Stafsinge IF
- Full name: Stafsinge Idrottsförening
- Nickname: SIF
- Founded: 1943
- Ground: Stafsinge IP Falkenberg Sweden
- Chairman: Bengt-Erik Karlsson
- Head coach: Magnus Eriksson
- League: Division 3 Sydvästra Götaland
- 2019: Division 2 Västra Götaland, 14th
| Home colours | Away colours |

= Stafsinge IF =

Swedish football club

Stafsinge IF is a Swedish football club located in Falkenberg in Halland County.

==Background==
Stafsinge Idrottsförening were formed on 25 August 1943 at a meeting at the local community hall. The current coach of IF Elfsborg, Magnus Haglund, was the coach of SIF in the years 1998–99.

Since their foundation Stafsinge IF has participated mainly in the middle and lower divisions of the Swedish football league system. The club currently plays in Division 3 Sydvästra Götaland which is the fifth tier of Swedish football. They play their home matches at the Stafsinge IP in Falkenberg.

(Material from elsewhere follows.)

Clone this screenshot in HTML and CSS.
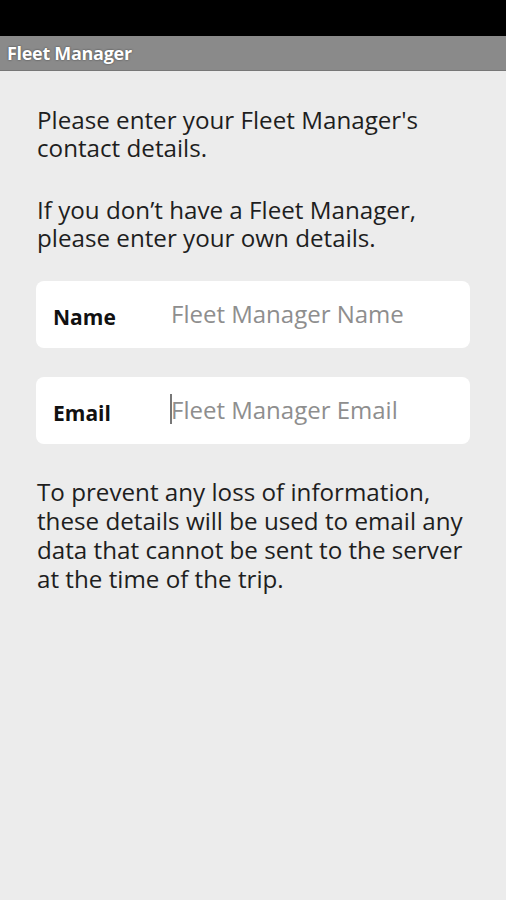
FILE: index.html
```html
<!DOCTYPE html>
<html lang="en">
<head>
    <meta charset="UTF-8">
    <meta name="viewport" content="width=device-width, initial-scale=1.0">
    <title>Fleet Manager</title>
    <link rel="stylesheet" href="styles.css">
</head>
<body>

    <div class="status-bar"></div>

    <header class="title-bar">
        <h1>Fleet Manager</h1>
    </header>

    <main>
        <p class="intro">Please enter your Fleet Manager's<br>contact details.</p>
        <p class="intro">If you don’t have a Fleet Manager,<br>please enter your own details.</p>

        <div class="field">
            <label for="fm-name">Name</label>
            <input type="text" id="fm-name" placeholder="Fleet Manager Name">
        </div>

        <div class="field">
            <label for="fm-email">Email</label>
            <span class="caret"></span>
            <input type="email" id="fm-email" placeholder="Fleet Manager Email">
        </div>

        <p class="note">To prevent any loss of information,<br>these details will be used to email any<br>data that cannot be sent to the server<br>at the time of the trip.</p>
    </main>

</body>
</html>
```

FILE: styles.css
```css
body {
    margin: 0;
    font-family: "Open Sans", "Noto Sans", sans-serif;
    background-color: #ececec;
    color: #1e1e1e;
    min-height: 900px;
}

.status-bar {
    height: 36px;
    background-color: #000;
}

.title-bar {
    height: 34px;
    background-color: #8a8a8a;
    border-bottom: 1px solid #777;
    display: flex;
    align-items: center;
    padding-left: 7px;
}

.title-bar h1 {
    margin: 0;
    font-size: 18px;
    font-weight: bold;
    color: #fff;
    text-shadow: 0 0 2px rgba(0, 0, 0, 0.6);
    letter-spacing: -0.3px;
}

main {
    width: 434px;
    padding: 35px 0 0 36px;
}

.intro {
    margin: 0 0 34px;
    padding-left: 1px;
    font-size: 24.2px;
    line-height: 28px;
    white-space: nowrap;
}

.intro + .intro {
    margin-bottom: 29px;
}

.field {
    background-color: #fff;
    border-radius: 8px;
    height: 67px;
    display: flex;
    align-items: center;
    margin-bottom: 29px;
    position: relative;
}

.field label {
    width: 118px;
    padding-left: 17px;
    font-size: 21px;
    font-weight: bold;
    color: #111;
    padding-top: 4px;
}

.field input {
    flex: 1;
    min-width: 0;
    border: none;
    outline: none;
    background: transparent;
    font-family: inherit;
    font-size: 24px;
    color: #333;
    padding: 0 0 2px;
}

.field input::placeholder {
    color: #8e8e8e;
}

.caret {
    position: absolute;
    left: 134px;
    top: 17px;
    width: 2px;
    height: 30px;
    background-color: #777;
}

.note {
    margin: 0;
    padding: 4px 0 0 1px;
    font-size: 24.2px;
    line-height: 29px;
    white-space: nowrap;
}
```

Stafsinge IF are affiliated to Hallands Fotbollförbund.

==Recent history==
In recent seasons Stafsinge IF have competed in the following divisions:

2012 – Division III, Sydvästra Götaland

2011 – Division III, Sydvästra Götaland

2010 – Division IV, Halland Elit

2009 – Division IV, Halland Elit

2008 – Division IV, Halland Elit

2007 – Division IV, Halland

2006 – Division IV, Halland

2005 – Division V, Halland Södra

2004 – Division V, Halland Södra

2003 – Division V, Halland Södra

2002 – Division V, Halland Norra

2001 – Division V, Halland Södra

2000 – Division VI, Halland Södra

1999 – Division VI, Halland Södra

==Attendances==

In recent seasons Stafsinge IF have had the following average attendances:

| Season | Average Attendance | Division / Section | Level |
|---|---|---|---|
| 2008 | Not available | Div 4 Halland Elit | Tier 6 |
| 2009 | 146 | Div 4 Halland Elit | Tier 6 |
| 2010 | 164 | Div 4 Halland Elit | Tier 6 |

- Attendances are provided in the Publikliga sections of the Svenska Fotbollförbundet website.